Athletes should not be role models. Parents say it, teachers say it, writers say it, Charles Barkley says it. There are of course, dissenting voices who can (and should) bring up people like Roberto Clemente. While not all athletes are positive models for fans to grow up mimicking their character and personality traits, not all of them are bad people either. And in a society that is becoming more open in many ways – social media and the internet have made many formerly private acts a bit more public – a hard-and-fast rule isn’t going to apply to everyone.
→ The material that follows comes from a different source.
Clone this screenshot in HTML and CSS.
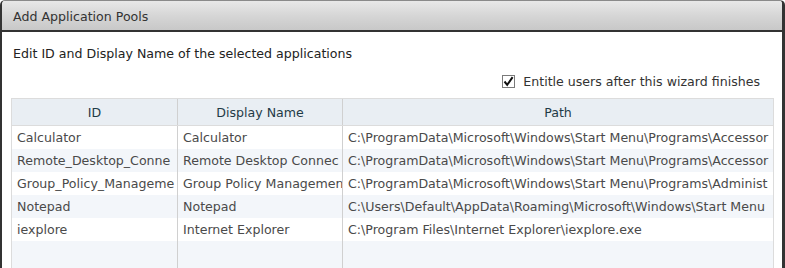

Troy Lee Neel was selected by Cleveland in the ninth round of the 1986 draft, in January apparently, rather than the larger June draft. A first baseman and outfielder, Neel, a college player from Texas A&M, held his own but didn’t obliterate minor league pitching. After a 98 game stint in Colorado Springs – then a Cleveland affiliate – where he hit .281/.374/.396 the Tribe sent him off to the Oakland A’s for Larry Arndt. It worked out for the A’s: Arndt, who had appeared in two games for Oakland in 1989, hit just .251/.313/.326 as a 27-year-old in Triple A and doesn’t seem to have played professionally after that season.


Neel though, he played for three years in Oakland and put up a .280/.362/.475 line with 37 homers during his brief MLB career. That’s enough to trigger some interesting player comps. According to Baseball Reference his top similar players include Matt Adams (1), Chris Shelton (2), and Ryan Shealy (7). Actually, this might be a worse omen for Matt Adams.

After the 1994 season though Neel made a change: he moved to Japan. In six seasons  abroad, Neel hit at least 25 homers four times, built up a .264/.378/.504 line, and was named the MVP of the 1996 Japan Series while a member of the champion Orix BlueWave. It seemed like the good times would never end. But end they did.


His personal life however has been a mess of multiple marriages, unpaid child support, and even being referred to as “the worst dead beat dad in ‘the history of Texas.’” He was eventually tracked down on the island of Vanuatu and brought to a semblance of justice for his crimes.

With another amateur draft in the books and College World Series stars (as well as high schoolers) already being put in the spotlight it’s important to remember that we are all just people and can find role models wherever we want. Maybe they are athletes, but just because someone is talented on the field doesn’t mean we have to emulate them.

What we can do regardless is look at what they did as a player. Neel had something of a promising start to his career in the big leagues and truly thrived in Japan. And he might look a little bit like Dave Coulier (who was in the prime of his career at about the same time) which is isn’t something we can just cut out of his story.